WHAT TO PRODUCE: Identify every line in the records below that contains the word "this", and reproduce each one.

PROVIDED RECORDS:
━━━━━━━━

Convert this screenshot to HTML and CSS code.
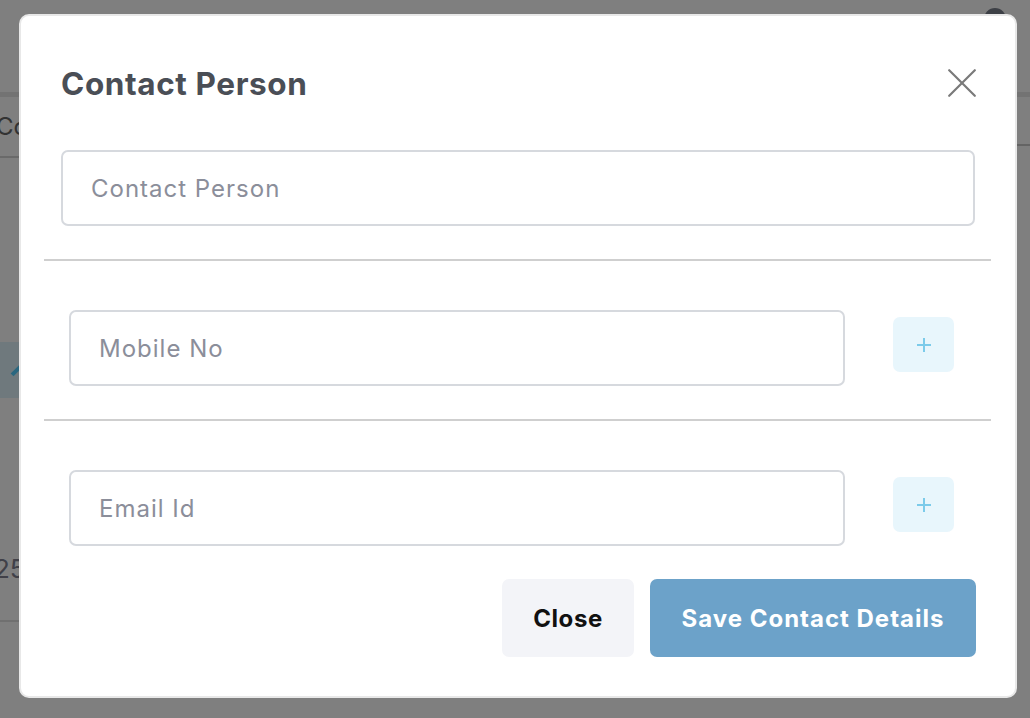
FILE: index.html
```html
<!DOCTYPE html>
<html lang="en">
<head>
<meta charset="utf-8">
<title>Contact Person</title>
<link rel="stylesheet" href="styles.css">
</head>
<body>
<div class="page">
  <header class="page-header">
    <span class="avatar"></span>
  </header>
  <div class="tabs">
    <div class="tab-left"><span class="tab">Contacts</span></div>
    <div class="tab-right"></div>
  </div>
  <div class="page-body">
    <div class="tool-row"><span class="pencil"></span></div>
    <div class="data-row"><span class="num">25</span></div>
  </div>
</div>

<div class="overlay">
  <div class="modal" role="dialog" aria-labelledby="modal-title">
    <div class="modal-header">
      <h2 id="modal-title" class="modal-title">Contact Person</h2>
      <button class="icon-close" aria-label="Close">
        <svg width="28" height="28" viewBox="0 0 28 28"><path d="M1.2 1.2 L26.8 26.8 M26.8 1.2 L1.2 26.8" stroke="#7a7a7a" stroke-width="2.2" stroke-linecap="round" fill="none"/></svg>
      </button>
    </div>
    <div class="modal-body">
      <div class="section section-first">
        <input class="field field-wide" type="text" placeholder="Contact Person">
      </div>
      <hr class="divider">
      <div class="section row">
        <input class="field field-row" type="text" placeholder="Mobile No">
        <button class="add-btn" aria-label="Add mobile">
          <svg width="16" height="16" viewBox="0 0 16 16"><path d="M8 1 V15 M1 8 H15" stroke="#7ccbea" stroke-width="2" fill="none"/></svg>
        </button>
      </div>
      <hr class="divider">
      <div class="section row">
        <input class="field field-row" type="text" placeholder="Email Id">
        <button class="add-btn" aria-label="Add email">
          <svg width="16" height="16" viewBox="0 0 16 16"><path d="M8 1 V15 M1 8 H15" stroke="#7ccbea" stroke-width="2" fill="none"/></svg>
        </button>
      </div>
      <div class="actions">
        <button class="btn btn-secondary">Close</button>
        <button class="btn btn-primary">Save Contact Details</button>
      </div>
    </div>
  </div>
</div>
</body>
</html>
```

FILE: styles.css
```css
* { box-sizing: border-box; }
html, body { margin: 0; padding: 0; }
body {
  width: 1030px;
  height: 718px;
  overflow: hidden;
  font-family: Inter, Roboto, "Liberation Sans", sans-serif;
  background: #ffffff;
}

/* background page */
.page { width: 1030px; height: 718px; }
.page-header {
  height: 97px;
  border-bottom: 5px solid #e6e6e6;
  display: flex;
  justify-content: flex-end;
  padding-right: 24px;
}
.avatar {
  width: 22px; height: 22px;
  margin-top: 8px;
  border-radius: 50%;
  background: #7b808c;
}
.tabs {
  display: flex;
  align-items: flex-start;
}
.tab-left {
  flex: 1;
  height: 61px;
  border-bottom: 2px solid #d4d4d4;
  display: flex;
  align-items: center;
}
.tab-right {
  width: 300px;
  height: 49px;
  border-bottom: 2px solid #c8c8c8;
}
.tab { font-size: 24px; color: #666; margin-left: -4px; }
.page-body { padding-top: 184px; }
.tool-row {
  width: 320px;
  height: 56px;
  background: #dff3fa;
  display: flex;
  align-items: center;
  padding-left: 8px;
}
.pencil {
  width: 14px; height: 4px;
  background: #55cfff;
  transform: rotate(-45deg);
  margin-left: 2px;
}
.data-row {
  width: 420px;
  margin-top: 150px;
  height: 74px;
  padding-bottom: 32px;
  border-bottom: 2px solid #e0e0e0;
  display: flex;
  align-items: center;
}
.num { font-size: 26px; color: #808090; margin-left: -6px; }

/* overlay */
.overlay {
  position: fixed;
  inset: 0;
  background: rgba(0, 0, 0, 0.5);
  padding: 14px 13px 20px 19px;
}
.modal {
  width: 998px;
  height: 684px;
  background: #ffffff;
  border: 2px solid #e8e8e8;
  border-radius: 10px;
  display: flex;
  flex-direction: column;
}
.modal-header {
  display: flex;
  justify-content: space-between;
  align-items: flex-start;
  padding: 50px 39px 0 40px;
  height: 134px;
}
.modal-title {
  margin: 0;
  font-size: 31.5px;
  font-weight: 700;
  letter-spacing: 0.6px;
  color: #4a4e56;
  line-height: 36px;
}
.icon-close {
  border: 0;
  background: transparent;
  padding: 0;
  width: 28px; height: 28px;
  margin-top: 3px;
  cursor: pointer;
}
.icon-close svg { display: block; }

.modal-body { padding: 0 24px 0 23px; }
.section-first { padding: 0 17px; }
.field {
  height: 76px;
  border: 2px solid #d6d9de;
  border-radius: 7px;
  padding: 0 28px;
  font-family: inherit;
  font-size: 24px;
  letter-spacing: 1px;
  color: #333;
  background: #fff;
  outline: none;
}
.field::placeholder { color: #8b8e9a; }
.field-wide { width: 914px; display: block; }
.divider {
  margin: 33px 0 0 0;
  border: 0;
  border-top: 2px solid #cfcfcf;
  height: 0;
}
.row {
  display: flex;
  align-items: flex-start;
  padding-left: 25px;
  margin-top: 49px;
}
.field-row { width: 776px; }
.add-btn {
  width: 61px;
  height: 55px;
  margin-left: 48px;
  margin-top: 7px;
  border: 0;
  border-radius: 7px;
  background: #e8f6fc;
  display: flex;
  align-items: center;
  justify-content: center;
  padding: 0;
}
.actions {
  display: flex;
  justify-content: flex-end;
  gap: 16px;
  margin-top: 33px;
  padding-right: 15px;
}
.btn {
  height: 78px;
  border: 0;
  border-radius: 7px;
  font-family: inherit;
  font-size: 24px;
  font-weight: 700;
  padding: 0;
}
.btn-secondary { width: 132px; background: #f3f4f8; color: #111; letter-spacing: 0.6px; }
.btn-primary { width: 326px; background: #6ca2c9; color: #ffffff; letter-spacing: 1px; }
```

━━━━━━━━

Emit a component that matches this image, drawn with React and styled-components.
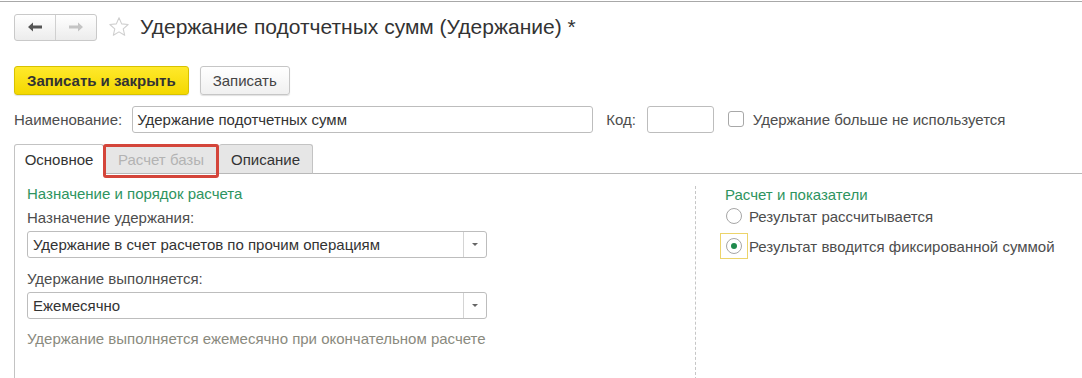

━━━━━━━━

RESPONSE:
Convert this screenshot to HTML and CSS code.
Emit a component that matches this image, drawn with React and styled-components.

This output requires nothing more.